What you are asked to do: Pictures in the data below are not part of the copy; transcribe everything else exactly.

Data:
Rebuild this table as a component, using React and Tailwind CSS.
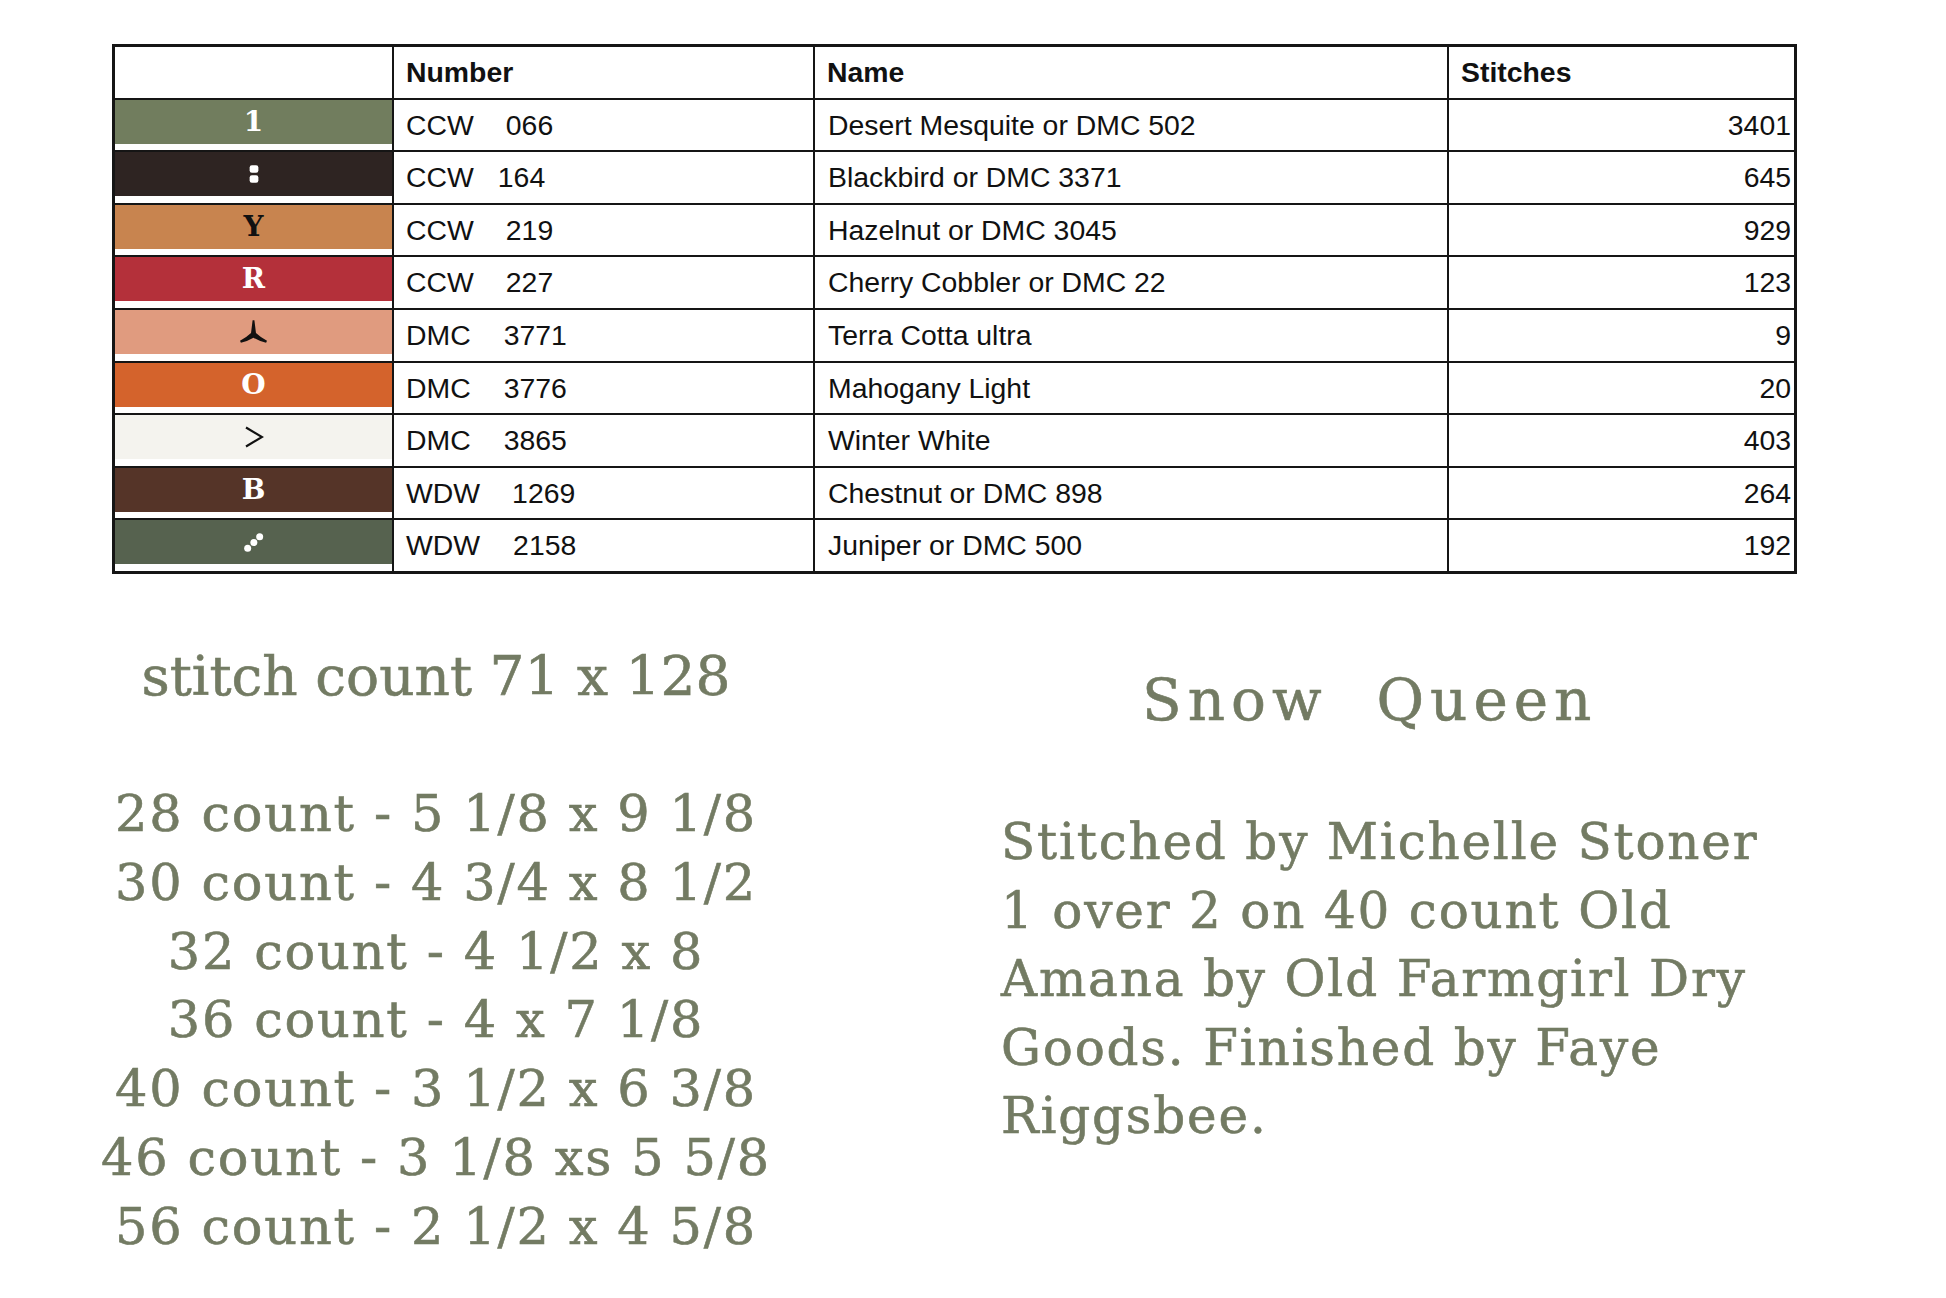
import React from "react";

const sage = "text-[#737b63]";

const TriStar = () => (
  <svg width="27" height="23" viewBox="0 0 24 20">
    <path d="M11.2 0 L12.8 0 L14.2 11.3 Q18.5 15.3 24 18.3 L23.2 20 Q17 18.6 12 15.6 Q7 18.6 0.8 20 L0 18.3 Q5.5 15.3 9.8 11.3 Z" fill="#111" />
  </svg>
);

const Dots = () => (
  <svg width="21" height="21" viewBox="0 0 18 18">
    <circle cx="4" cy="14" r="3" fill="#fff" />
    <circle cx="9.3" cy="9" r="3" fill="#fff" />
    <circle cx="14.3" cy="4" r="3" fill="#fff" />
  </svg>
);

const Colon = () => (
  <svg width="10" height="20" viewBox="0 0 8 16">
    <rect x="0.5" y="1" width="7" height="6" rx="1.8" fill="#fff" />
    <rect x="0.5" y="9" width="7" height="6" rx="1.8" fill="#fff" />
  </svg>
);

const Chevron = () => (
  <svg width="20" height="22" viewBox="0 0 20 22">
    <polyline points="2,1.5 18,11 2,20.5" fill="none" stroke="#111" strokeWidth="2.2" />
  </svg>
);

const rows = [
  { sym: "1", bg: "bg-[#717d5e]", fg: "text-white", brand: "CCW", num: "066", gap: "ml-[32px]", name: "Desert Mesquite or DMC 502", st: "3401" },
  { sym: <Colon />, bg: "bg-[#2e2422]", fg: "text-white", brand: "CCW", num: "164", gap: "ml-[24px]", name: "Blackbird or DMC 3371", st: "645" },
  { sym: "Y", bg: "bg-[#c8844f]", fg: "text-[#111]", brand: "CCW", num: "219", gap: "ml-[32px]", name: "Hazelnut or DMC 3045", st: "929" },
  { sym: "R", bg: "bg-[#b4303a]", fg: "text-white", brand: "CCW", num: "227", gap: "ml-[32px]", name: "Cherry Cobbler or DMC 22", st: "123" },
  { sym: <TriStar />, bg: "bg-[#e09b7f]", fg: "text-[#111]", brand: "DMC", num: "3771", gap: "ml-[33px]", name: "Terra Cotta ultra", st: "9" },
  { sym: "O", bg: "bg-[#d4632c]", fg: "text-white", brand: "DMC", num: "3776", gap: "ml-[33px]", name: "Mahogany Light", st: "20" },
  { sym: <Chevron />, bg: "bg-[#f4f3ee]", fg: "text-[#111]", brand: "DMC", num: "3865", gap: "ml-[33px]", name: "Winter White", st: "403" },
  { sym: "B", bg: "bg-[#553428]", fg: "text-white", brand: "WDW", num: "1269", gap: "ml-[32px]", name: "Chestnut or DMC 898", st: "264" },
  { sym: <Dots />, bg: "bg-[#56624f]", fg: "text-white", brand: "WDW", num: "2158", gap: "ml-[33px]", name: "Juniper or DMC 500", st: "192" },
];

const counts = [
  "28 count - 5 1/8 x 9 1/8",
  "30 count - 4 3/4 x 8 1/2",
  "32 count - 4 1/2 x 8",
  "36 count - 4 x 7 1/8",
  "40 count - 3 1/2 x 6 3/8",
  "46 count - 3 1/8 xs 5 5/8",
  "56 count - 2 1/2 x 4 5/8",
];

const notes = [
  "Stitched by Michelle Stoner",
  "1 over 2 on 40 count Old",
  "Amana by Old Farmgirl Dry",
  "Goods. Finished by Faye",
  "Riggsbee.",
];

export default function App() {
  return (
    <div className="min-h-screen w-[1946px] bg-white pt-[44px] pl-[112px]">
      {/* floss key table */}
      <div className="grid w-[1685px] grid-cols-[277px_419px_632px_345px] auto-rows-[50.6px] gap-[2px] border-[3px] border-[#151515] bg-[#151515] font-['Liberation_Sans',Arial,sans-serif] text-[28.4px] text-[#111]">
        <div className="bg-white" />
        <div className="flex items-center bg-white pl-[12px] font-bold">Number</div>
        <div className="flex items-center bg-white pl-[12px] font-bold">Name</div>
        <div className="flex items-center bg-white pl-[12px] font-bold">Stitches</div>
        {rows.map((r, i) => (
          <React.Fragment key={i}>
            <div className="flex flex-col bg-white">
              <div className={`flex h-[44px] items-center justify-center ${r.bg} ${r.fg} font-['DejaVu_Serif',serif] text-[28px] font-bold leading-none`}>
                {r.sym}
              </div>
            </div>
            <div className="flex items-center bg-white pl-[12px]">
              <span>{r.brand}</span>
              <span className={r.gap}>{r.num}</span>
            </div>
            <div className="flex items-center bg-white pl-[13px]">{r.name}</div>
            <div className="flex items-center justify-end bg-white pr-[3px]">{r.st}</div>
          </React.Fragment>
        ))}
      </div>

      {/* sizes + notes */}
      <div className={`mt-[72px] flex font-['DejaVu_Serif',serif] ${sage} [-webkit-text-stroke:0.6px_#737b63]`}>
        <div className="-ml-[26px] w-[700px] whitespace-nowrap text-center">
          <div className="text-[55px] leading-[60px]">stitch count 71 x 128</div>
          <div className="mt-[74px] text-[51px] leading-[68.8px] tracking-[1.8px]">
            {counts.map((c) => (
              <div key={c}>{c}</div>
            ))}
          </div>
        </div>
        <div className="ml-[215px] whitespace-nowrap">
          <div className="mt-[22px] pl-[141px] whitespace-pre text-[58px] leading-[64px] tracking-[6px]">Snow  Queen</div>
          <div className="mt-[76px] text-[50px] leading-[68.6px] tracking-[1.8px]">
            {notes.map((n) => (
              <div key={n}>{n}</div>
            ))}
          </div>
        </div>
      </div>
    </div>
  );
}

Exercise solution:
Rebuild this table as a component, using React and Tailwind CSS.
import React from "react";

const sage = "text-[#737b63]";

const TriStar = () => (
  <svg width="27" height="23" viewBox="0 0 24 20">
    <path d="M11.2 0 L12.8 0 L14.2 11.3 Q18.5 15.3 24 18.3 L23.2 20 Q17 18.6 12 15.6 Q7 18.6 0.8 20 L0 18.3 Q5.5 15.3 9.8 11.3 Z" fill="#111" />
  </svg>
);

const Dots = () => (
  <svg width="21" height="21" viewBox="0 0 18 18">
    <circle cx="4" cy="14" r="3" fill="#fff" />
    <circle cx="9.3" cy="9" r="3" fill="#fff" />
    <circle cx="14.3" cy="4" r="3" fill="#fff" />
  </svg>
);

const Colon = () => (
  <svg width="10" height="20" viewBox="0 0 8 16">
    <rect x="0.5" y="1" width="7" height="6" rx="1.8" fill="#fff" />
    <rect x="0.5" y="9" width="7" height="6" rx="1.8" fill="#fff" />
  </svg>
);

const Chevron = () => (
  <svg width="20" height="22" viewBox="0 0 20 22">
    <polyline points="2,1.5 18,11 2,20.5" fill="none" stroke="#111" strokeWidth="2.2" />
  </svg>
);

const rows = [
  { sym: "1", bg: "bg-[#717d5e]", fg: "text-white", brand: "CCW", num: "066", gap: "ml-[32px]", name: "Desert Mesquite or DMC 502", st: "3401" },
  { sym: <Colon />, bg: "bg-[#2e2422]", fg: "text-white", brand: "CCW", num: "164", gap: "ml-[24px]", name: "Blackbird or DMC 3371", st: "645" },
  { sym: "Y", bg: "bg-[#c8844f]", fg: "text-[#111]", brand: "CCW", num: "219", gap: "ml-[32px]", name: "Hazelnut or DMC 3045", st: "929" },
  { sym: "R", bg: "bg-[#b4303a]", fg: "text-white", brand: "CCW", num: "227", gap: "ml-[32px]", name: "Cherry Cobbler or DMC 22", st: "123" },
  { sym: <TriStar />, bg: "bg-[#e09b7f]", fg: "text-[#111]", brand: "DMC", num: "3771", gap: "ml-[33px]", name: "Terra Cotta ultra", st: "9" },
  { sym: "O", bg: "bg-[#d4632c]", fg: "text-white", brand: "DMC", num: "3776", gap: "ml-[33px]", name: "Mahogany Light", st: "20" },
  { sym: <Chevron />, bg: "bg-[#f4f3ee]", fg: "text-[#111]", brand: "DMC", num: "3865", gap: "ml-[33px]", name: "Winter White", st: "403" },
  { sym: "B", bg: "bg-[#553428]", fg: "text-white", brand: "WDW", num: "1269", gap: "ml-[32px]", name: "Chestnut or DMC 898", st: "264" },
  { sym: <Dots />, bg: "bg-[#56624f]", fg: "text-white", brand: "WDW", num: "2158", gap: "ml-[33px]", name: "Juniper or DMC 500", st: "192" },
];

const counts = [
  "28 count - 5 1/8 x 9 1/8",
  "30 count - 4 3/4 x 8 1/2",
  "32 count - 4 1/2 x 8",
  "36 count - 4 x 7 1/8",
  "40 count - 3 1/2 x 6 3/8",
  "46 count - 3 1/8 xs 5 5/8",
  "56 count - 2 1/2 x 4 5/8",
];

const notes = [
  "Stitched by Michelle Stoner",
  "1 over 2 on 40 count Old",
  "Amana by Old Farmgirl Dry",
  "Goods. Finished by Faye",
  "Riggsbee.",
];

export default function App() {
  return (
    <div className="min-h-screen w-[1946px] bg-white pt-[44px] pl-[112px]">
      {/* floss key table */}
      <div className="grid w-[1685px] grid-cols-[277px_419px_632px_345px] auto-rows-[50.6px] gap-[2px] border-[3px] border-[#151515] bg-[#151515] font-['Liberation_Sans',Arial,sans-serif] text-[28.4px] text-[#111]">
        <div className="bg-white" />
        <div className="flex items-center bg-white pl-[12px] font-bold">Number</div>
        <div className="flex items-center bg-white pl-[12px] font-bold">Name</div>
        <div className="flex items-center bg-white pl-[12px] font-bold">Stitches</div>
        {rows.map((r, i) => (
          <React.Fragment key={i}>
            <div className="flex flex-col bg-white">
              <div className={`flex h-[44px] items-center justify-center ${r.bg} ${r.fg} font-['DejaVu_Serif',serif] text-[28px] font-bold leading-none`}>
                {r.sym}
              </div>
            </div>
            <div className="flex items-center bg-white pl-[12px]">
              <span>{r.brand}</span>
              <span className={r.gap}>{r.num}</span>
            </div>
            <div className="flex items-center bg-white pl-[13px]">{r.name}</div>
            <div className="flex items-center justify-end bg-white pr-[3px]">{r.st}</div>
          </React.Fragment>
        ))}
      </div>

      {/* sizes + notes */}
      <div className={`mt-[72px] flex font-['DejaVu_Serif',serif] ${sage} [-webkit-text-stroke:0.6px_#737b63]`}>
        <div className="-ml-[26px] w-[700px] whitespace-nowrap text-center">
          <div className="text-[55px] leading-[60px]">stitch count 71 x 128</div>
          <div className="mt-[74px] text-[51px] leading-[68.8px] tracking-[1.8px]">
            {counts.map((c) => (
              <div key={c}>{c}</div>
            ))}
          </div>
        </div>
        <div className="ml-[215px] whitespace-nowrap">
          <div className="mt-[22px] pl-[141px] whitespace-pre text-[58px] leading-[64px] tracking-[6px]">Snow  Queen</div>
          <div className="mt-[76px] text-[50px] leading-[68.6px] tracking-[1.8px]">
            {notes.map((n) => (
              <div key={n}>{n}</div>
            ))}
          </div>
        </div>
      </div>
    </div>
  );
}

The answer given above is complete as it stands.